*** Material for the task

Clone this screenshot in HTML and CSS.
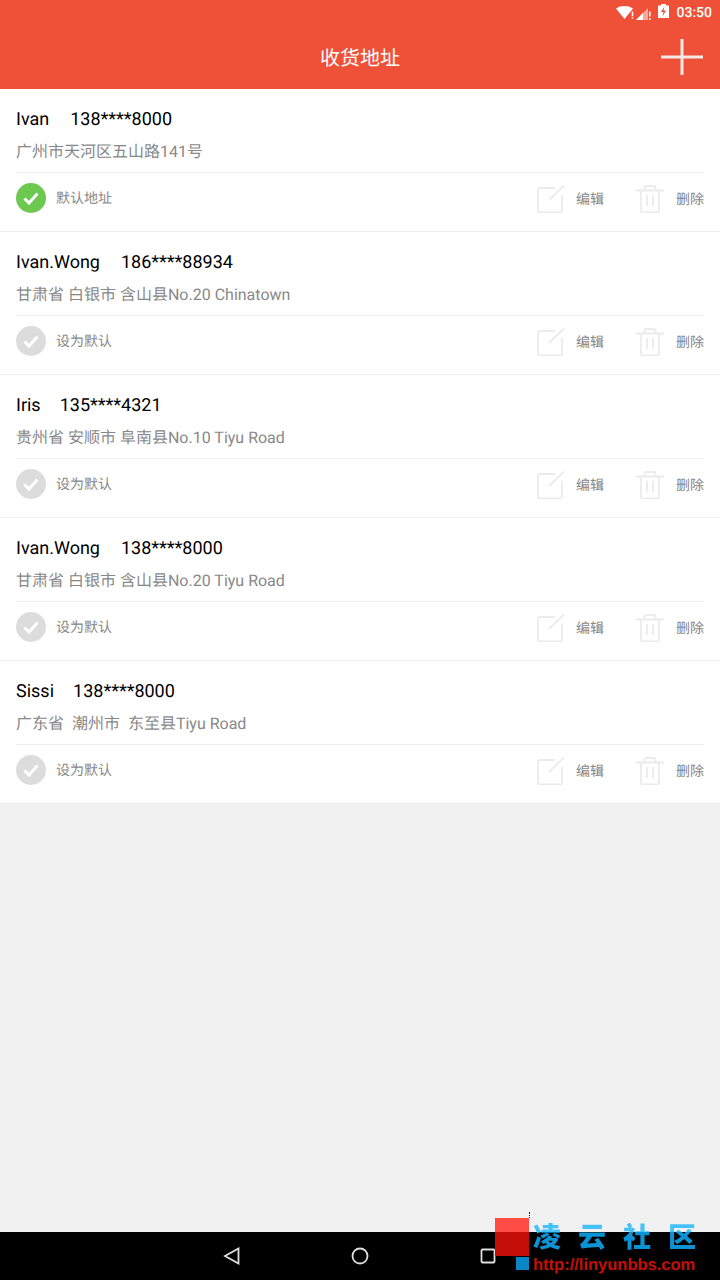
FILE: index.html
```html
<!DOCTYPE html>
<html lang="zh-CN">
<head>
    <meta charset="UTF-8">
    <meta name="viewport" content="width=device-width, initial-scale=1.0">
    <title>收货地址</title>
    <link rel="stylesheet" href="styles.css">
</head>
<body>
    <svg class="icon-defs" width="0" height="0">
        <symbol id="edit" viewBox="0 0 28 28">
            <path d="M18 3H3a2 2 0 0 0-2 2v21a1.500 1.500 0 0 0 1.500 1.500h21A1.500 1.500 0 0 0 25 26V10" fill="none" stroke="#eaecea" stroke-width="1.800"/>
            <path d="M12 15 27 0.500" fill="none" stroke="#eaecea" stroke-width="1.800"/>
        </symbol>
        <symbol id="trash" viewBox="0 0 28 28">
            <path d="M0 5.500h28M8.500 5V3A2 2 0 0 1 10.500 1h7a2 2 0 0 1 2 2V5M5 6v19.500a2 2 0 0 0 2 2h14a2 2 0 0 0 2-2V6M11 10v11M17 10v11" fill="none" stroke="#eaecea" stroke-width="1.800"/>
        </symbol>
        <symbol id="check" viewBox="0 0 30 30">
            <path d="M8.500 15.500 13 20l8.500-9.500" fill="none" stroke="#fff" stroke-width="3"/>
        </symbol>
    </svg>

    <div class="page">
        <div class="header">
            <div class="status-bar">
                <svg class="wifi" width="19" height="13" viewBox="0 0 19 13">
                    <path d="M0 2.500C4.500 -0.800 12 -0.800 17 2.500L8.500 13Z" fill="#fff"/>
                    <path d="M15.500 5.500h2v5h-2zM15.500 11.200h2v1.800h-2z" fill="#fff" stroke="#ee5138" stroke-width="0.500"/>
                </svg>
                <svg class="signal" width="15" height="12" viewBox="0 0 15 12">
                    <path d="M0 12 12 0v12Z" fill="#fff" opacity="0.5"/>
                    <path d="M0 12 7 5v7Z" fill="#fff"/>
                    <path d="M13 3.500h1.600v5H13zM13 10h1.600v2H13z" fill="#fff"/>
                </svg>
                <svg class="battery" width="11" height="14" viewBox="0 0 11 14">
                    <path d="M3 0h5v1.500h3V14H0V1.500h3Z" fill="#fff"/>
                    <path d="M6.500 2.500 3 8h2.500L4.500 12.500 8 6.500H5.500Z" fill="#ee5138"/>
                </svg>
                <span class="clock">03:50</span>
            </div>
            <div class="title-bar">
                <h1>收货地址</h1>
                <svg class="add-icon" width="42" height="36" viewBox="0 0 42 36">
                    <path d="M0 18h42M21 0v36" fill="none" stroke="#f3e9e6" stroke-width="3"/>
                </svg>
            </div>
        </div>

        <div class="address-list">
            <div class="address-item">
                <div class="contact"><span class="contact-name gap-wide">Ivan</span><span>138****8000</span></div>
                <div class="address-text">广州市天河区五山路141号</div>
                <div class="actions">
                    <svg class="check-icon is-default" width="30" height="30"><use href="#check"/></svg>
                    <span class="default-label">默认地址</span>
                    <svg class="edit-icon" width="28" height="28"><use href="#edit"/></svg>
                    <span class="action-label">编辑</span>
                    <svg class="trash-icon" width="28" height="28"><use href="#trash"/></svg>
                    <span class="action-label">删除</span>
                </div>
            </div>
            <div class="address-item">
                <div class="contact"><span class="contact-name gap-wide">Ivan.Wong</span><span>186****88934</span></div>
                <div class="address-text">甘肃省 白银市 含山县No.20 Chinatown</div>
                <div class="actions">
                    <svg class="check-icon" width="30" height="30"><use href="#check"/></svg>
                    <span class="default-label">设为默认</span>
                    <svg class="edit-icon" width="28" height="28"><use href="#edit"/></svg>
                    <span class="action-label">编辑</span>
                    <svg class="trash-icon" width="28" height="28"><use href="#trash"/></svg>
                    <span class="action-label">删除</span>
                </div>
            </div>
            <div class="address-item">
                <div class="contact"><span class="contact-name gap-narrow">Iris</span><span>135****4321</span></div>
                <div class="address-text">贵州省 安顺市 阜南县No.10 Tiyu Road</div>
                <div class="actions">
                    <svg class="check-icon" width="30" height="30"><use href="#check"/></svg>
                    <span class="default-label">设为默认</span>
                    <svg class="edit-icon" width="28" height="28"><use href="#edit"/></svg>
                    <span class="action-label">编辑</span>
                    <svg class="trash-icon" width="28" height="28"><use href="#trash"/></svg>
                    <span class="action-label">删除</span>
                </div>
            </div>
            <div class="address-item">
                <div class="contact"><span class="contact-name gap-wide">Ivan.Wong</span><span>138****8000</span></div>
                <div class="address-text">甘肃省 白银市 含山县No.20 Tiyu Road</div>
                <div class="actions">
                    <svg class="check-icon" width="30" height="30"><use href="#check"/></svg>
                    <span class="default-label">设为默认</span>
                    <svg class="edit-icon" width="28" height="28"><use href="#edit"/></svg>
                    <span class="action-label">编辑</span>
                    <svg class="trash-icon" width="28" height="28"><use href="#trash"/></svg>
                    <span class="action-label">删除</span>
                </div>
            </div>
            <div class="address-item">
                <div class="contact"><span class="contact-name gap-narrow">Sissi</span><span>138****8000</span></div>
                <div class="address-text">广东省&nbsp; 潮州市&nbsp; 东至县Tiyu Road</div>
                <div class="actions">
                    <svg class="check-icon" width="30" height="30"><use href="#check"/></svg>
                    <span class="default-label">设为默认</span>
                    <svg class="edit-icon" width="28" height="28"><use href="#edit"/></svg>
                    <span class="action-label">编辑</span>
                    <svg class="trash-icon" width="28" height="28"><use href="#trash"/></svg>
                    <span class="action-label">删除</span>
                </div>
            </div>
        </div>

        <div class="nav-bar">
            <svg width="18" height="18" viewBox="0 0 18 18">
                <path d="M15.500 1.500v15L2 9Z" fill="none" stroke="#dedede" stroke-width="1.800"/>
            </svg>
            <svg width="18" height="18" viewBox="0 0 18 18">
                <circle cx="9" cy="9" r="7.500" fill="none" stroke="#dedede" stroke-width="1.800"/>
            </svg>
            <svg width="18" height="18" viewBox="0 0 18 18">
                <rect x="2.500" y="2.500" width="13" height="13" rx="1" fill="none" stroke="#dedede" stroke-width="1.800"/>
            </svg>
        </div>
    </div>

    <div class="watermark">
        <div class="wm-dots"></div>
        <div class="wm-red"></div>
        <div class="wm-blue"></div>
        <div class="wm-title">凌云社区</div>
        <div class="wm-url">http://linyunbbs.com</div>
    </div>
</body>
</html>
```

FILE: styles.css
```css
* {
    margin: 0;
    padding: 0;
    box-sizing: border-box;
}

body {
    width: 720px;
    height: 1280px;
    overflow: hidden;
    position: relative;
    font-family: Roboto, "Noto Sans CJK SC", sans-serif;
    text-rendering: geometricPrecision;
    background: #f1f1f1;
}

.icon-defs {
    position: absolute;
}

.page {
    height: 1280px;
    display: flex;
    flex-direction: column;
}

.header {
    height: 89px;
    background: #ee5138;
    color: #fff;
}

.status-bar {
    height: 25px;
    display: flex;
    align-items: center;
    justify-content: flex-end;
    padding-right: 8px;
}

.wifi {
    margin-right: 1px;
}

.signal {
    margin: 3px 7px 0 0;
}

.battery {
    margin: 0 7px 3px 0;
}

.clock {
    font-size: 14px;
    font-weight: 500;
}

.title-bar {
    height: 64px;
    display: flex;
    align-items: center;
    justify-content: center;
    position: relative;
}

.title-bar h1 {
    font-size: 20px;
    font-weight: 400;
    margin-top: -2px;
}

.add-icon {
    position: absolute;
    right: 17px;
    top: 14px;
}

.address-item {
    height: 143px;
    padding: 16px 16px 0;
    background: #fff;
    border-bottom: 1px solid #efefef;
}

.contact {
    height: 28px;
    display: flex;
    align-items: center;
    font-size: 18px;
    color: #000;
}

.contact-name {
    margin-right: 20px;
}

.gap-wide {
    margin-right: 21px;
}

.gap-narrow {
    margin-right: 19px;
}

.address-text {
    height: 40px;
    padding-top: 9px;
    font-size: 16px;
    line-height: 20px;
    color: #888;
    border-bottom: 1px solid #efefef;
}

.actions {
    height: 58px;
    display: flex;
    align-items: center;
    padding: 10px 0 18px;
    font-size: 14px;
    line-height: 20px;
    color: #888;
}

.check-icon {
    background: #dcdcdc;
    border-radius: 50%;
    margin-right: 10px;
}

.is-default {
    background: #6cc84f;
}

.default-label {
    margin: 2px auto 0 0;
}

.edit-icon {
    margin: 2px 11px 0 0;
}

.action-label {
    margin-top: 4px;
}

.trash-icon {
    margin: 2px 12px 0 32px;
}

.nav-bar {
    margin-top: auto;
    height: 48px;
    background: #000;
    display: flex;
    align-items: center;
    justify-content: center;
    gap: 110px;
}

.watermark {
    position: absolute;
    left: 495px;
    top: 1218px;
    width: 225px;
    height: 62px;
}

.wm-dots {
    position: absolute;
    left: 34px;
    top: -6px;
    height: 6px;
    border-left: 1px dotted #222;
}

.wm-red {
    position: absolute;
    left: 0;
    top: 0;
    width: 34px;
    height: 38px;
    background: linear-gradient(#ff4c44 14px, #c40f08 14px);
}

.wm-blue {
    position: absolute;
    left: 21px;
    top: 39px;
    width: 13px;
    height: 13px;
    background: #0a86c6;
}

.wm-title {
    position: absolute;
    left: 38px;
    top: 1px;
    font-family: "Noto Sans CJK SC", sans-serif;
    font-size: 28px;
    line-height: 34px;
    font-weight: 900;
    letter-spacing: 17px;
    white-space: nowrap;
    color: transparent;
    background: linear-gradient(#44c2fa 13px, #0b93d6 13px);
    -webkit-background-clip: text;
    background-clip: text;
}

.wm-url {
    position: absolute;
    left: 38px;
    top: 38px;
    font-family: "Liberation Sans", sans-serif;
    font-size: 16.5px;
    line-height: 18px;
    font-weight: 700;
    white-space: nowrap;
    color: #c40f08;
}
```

******
*** Material for the task

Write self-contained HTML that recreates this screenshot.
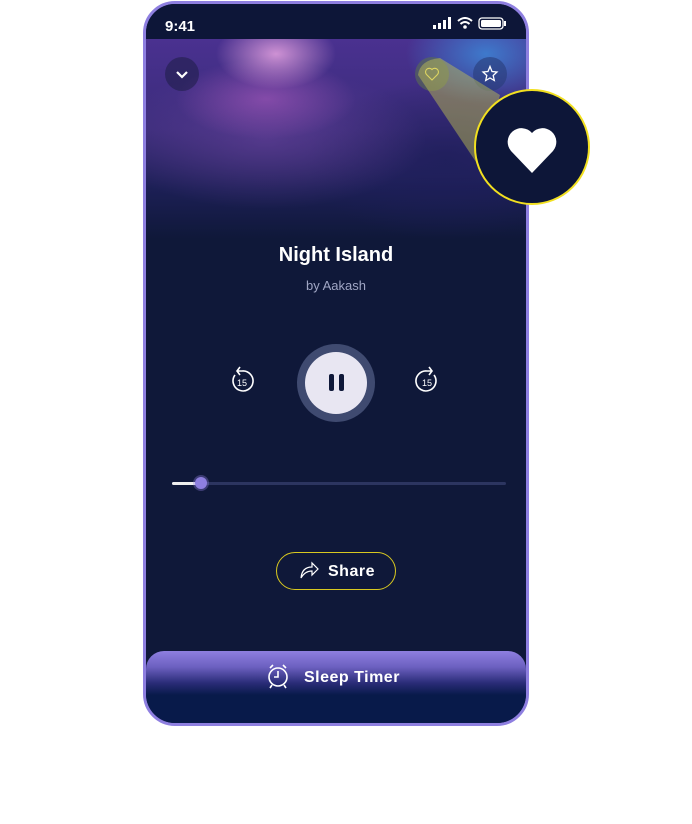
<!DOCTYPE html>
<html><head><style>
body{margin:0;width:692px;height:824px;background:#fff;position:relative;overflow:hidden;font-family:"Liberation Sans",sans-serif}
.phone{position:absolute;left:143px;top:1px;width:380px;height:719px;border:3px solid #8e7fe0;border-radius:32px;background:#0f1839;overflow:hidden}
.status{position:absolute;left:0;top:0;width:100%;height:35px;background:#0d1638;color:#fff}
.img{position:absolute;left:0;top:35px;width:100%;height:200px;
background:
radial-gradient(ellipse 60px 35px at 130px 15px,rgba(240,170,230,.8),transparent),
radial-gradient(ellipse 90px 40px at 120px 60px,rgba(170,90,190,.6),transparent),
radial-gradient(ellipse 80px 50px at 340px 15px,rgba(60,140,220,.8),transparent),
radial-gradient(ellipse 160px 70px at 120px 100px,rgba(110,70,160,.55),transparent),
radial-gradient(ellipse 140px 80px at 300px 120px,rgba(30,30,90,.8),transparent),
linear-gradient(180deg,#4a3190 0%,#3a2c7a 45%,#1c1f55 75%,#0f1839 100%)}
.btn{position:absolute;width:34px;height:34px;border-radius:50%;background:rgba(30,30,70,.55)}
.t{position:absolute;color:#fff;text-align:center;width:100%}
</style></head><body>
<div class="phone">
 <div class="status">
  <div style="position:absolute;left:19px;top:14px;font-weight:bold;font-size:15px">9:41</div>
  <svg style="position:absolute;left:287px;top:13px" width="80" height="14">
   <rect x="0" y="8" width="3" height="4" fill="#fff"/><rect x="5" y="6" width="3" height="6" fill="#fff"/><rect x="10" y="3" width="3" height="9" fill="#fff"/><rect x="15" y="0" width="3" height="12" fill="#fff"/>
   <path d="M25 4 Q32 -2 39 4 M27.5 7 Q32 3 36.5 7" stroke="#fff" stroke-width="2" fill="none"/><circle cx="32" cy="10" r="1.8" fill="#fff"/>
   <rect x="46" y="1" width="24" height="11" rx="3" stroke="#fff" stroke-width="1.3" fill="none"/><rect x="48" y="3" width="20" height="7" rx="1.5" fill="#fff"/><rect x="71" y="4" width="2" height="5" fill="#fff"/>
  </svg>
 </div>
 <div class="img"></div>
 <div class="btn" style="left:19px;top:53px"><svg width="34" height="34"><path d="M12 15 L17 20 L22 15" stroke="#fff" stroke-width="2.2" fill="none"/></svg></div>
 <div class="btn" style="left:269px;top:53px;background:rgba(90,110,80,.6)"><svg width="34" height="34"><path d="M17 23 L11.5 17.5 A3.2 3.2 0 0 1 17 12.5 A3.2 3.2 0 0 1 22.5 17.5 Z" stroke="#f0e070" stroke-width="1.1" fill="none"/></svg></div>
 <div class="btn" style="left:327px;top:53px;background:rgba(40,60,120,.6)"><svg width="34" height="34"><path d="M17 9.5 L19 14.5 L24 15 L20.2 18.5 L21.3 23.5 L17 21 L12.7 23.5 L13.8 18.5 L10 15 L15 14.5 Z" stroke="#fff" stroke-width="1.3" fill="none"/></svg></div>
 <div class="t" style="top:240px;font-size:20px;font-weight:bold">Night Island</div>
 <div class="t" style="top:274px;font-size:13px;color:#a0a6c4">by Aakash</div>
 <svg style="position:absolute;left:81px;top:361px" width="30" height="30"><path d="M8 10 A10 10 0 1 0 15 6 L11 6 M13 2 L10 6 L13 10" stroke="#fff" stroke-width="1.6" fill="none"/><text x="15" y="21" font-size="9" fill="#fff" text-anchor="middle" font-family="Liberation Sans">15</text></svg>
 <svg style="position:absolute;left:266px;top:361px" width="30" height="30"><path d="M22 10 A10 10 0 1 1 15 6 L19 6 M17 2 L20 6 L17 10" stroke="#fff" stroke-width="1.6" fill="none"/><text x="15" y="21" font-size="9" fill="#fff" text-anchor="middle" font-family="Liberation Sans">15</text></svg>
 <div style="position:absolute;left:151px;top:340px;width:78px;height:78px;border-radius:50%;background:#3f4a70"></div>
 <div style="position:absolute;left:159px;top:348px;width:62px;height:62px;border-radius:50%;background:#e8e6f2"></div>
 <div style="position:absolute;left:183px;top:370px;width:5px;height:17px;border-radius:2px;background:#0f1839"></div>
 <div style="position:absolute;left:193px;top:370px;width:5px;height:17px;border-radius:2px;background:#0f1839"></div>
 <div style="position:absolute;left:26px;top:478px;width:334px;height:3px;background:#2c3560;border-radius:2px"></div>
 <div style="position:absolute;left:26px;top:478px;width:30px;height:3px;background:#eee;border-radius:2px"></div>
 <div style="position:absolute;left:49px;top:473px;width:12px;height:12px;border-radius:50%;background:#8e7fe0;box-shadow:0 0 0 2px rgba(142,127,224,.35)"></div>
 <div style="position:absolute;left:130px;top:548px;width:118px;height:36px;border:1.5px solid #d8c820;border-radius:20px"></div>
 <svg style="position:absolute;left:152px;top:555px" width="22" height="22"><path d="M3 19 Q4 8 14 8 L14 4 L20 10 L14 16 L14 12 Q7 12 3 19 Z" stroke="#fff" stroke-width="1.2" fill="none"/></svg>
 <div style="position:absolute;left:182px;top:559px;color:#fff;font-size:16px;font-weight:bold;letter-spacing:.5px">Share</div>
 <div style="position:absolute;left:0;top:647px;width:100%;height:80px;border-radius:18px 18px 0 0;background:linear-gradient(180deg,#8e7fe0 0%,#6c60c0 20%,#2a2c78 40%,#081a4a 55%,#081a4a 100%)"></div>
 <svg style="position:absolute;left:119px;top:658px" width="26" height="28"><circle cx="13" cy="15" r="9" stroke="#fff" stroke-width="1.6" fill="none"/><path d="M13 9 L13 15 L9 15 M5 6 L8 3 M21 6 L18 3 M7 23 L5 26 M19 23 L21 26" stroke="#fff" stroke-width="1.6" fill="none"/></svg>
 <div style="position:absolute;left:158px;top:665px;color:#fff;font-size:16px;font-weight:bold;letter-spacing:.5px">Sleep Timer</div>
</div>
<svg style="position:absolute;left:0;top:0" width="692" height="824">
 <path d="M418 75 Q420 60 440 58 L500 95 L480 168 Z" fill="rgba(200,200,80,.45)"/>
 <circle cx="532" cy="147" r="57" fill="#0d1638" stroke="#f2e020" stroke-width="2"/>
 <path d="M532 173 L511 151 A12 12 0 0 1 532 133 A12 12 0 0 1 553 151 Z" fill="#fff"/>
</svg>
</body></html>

******

=== Task ===
Where a line in the material above holds "this", copy that line.

=== Output ===
Clone this screenshot in HTML and CSS.
Write self-contained HTML that recreates this screenshot.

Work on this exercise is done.